### Data for the task
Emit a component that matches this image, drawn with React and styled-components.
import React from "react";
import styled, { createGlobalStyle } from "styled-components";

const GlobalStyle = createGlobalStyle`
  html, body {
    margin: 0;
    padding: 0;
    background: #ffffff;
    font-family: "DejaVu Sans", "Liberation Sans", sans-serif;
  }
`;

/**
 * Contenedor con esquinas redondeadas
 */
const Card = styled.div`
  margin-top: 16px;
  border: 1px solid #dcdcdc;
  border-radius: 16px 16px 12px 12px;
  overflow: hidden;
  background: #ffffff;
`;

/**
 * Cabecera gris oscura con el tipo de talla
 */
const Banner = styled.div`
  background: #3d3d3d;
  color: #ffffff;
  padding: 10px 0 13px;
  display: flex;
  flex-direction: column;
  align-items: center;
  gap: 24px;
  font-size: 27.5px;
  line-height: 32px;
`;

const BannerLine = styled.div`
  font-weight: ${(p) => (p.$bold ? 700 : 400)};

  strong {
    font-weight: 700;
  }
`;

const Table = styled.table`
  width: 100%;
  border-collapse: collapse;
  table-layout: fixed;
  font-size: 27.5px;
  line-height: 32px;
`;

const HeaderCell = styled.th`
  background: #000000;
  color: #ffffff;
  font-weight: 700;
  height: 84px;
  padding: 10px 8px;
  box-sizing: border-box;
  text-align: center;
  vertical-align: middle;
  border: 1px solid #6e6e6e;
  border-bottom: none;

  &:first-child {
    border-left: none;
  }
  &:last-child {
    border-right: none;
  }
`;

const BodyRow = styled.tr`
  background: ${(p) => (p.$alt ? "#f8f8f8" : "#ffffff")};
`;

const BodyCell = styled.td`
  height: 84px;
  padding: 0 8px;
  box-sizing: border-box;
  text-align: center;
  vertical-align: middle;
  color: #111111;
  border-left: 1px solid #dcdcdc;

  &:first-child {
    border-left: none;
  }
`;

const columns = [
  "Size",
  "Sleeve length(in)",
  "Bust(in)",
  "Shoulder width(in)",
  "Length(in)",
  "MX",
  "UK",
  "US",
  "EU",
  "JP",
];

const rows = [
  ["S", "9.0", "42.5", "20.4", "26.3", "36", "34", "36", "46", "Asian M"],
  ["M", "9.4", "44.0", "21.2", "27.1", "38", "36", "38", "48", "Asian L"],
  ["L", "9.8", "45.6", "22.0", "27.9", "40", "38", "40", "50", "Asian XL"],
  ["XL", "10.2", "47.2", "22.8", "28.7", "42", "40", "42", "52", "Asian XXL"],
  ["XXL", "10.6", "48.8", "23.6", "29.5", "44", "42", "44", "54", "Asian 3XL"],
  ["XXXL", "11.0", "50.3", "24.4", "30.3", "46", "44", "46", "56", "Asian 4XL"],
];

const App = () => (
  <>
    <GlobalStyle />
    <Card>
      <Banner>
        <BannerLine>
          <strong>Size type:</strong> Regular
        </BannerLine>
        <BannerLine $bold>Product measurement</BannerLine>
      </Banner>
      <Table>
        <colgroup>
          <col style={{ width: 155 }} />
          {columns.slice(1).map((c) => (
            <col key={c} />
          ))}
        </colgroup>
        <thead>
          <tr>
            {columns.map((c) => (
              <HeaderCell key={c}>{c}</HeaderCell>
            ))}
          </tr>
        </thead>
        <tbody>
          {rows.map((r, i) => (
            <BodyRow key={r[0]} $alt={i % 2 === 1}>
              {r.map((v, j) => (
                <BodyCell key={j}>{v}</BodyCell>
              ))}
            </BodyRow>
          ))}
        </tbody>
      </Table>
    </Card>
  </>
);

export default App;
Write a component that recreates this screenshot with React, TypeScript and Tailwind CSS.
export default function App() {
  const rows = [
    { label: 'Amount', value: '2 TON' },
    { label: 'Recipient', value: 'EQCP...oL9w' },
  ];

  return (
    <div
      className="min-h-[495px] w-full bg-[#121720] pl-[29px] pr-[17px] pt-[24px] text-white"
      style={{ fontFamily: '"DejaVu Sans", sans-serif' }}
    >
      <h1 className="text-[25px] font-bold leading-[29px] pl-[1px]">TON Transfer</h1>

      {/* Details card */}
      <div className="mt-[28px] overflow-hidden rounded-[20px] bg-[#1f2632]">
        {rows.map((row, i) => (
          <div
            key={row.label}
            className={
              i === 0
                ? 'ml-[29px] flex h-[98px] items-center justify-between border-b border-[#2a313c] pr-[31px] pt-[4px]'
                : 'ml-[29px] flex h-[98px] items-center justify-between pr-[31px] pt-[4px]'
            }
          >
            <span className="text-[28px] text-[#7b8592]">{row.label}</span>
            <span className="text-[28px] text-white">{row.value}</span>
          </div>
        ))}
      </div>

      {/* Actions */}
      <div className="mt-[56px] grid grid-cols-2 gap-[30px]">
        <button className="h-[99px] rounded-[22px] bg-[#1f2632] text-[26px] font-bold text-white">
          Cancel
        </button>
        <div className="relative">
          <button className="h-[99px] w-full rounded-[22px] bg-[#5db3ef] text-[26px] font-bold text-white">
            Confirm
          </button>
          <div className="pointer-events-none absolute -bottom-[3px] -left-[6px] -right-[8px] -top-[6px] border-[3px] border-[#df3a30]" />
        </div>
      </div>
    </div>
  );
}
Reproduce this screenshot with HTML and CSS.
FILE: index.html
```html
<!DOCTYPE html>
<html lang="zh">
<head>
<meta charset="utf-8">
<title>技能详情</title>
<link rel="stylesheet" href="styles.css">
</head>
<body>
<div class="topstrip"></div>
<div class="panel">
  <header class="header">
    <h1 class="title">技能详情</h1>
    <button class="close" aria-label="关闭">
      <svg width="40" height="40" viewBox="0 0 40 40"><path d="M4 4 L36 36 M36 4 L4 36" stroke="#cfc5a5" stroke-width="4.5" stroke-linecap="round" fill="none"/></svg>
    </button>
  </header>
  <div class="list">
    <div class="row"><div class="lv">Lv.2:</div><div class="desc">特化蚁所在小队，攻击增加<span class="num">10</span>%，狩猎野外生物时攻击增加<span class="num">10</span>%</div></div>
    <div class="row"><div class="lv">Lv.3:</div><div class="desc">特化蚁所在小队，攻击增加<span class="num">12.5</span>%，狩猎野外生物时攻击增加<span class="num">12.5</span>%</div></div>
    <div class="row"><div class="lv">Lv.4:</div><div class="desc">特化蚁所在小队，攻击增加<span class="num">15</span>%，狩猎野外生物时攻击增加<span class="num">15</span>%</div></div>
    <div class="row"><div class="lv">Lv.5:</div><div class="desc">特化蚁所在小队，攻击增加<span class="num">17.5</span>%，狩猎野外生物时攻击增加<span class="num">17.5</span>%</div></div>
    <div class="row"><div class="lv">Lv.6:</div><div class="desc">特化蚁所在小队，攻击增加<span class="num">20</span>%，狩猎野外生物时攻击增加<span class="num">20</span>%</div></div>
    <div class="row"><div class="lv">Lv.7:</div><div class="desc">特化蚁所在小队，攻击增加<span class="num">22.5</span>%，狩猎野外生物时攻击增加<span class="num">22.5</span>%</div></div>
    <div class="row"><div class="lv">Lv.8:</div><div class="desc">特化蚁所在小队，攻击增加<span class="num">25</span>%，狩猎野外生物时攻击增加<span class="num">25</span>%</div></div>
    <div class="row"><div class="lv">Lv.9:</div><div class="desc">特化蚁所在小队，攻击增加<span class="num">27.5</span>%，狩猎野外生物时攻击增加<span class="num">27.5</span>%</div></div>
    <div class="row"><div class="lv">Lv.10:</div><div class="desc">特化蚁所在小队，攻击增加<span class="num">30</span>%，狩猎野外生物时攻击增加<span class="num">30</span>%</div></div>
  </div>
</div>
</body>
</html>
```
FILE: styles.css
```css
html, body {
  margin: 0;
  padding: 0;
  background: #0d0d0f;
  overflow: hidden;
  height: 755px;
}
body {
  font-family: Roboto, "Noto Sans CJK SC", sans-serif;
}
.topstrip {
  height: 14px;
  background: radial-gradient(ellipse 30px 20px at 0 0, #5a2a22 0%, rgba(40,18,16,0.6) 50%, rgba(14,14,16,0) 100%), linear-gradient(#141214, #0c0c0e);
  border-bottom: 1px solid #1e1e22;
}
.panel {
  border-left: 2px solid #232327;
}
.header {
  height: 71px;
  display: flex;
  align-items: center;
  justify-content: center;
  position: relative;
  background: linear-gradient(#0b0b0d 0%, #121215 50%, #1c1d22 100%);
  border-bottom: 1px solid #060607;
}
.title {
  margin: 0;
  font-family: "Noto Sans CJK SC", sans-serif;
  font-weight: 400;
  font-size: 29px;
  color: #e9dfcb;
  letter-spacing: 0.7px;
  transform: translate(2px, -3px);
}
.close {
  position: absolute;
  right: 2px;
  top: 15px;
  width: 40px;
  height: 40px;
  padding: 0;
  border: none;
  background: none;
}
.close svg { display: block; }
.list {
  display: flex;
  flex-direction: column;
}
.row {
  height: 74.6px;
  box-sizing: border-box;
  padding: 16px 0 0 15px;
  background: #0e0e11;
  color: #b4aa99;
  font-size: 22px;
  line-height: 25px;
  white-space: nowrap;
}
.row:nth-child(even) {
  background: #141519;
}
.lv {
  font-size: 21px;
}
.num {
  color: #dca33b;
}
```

### To be done
Filter out all lines lacking the word "this" and copy the rest.

### Written answer
Emit a component that matches this image, drawn with React and styled-components.
Write a component that recreates this screenshot with React, TypeScript and Tailwind CSS.
Reproduce this screenshot with HTML and CSS.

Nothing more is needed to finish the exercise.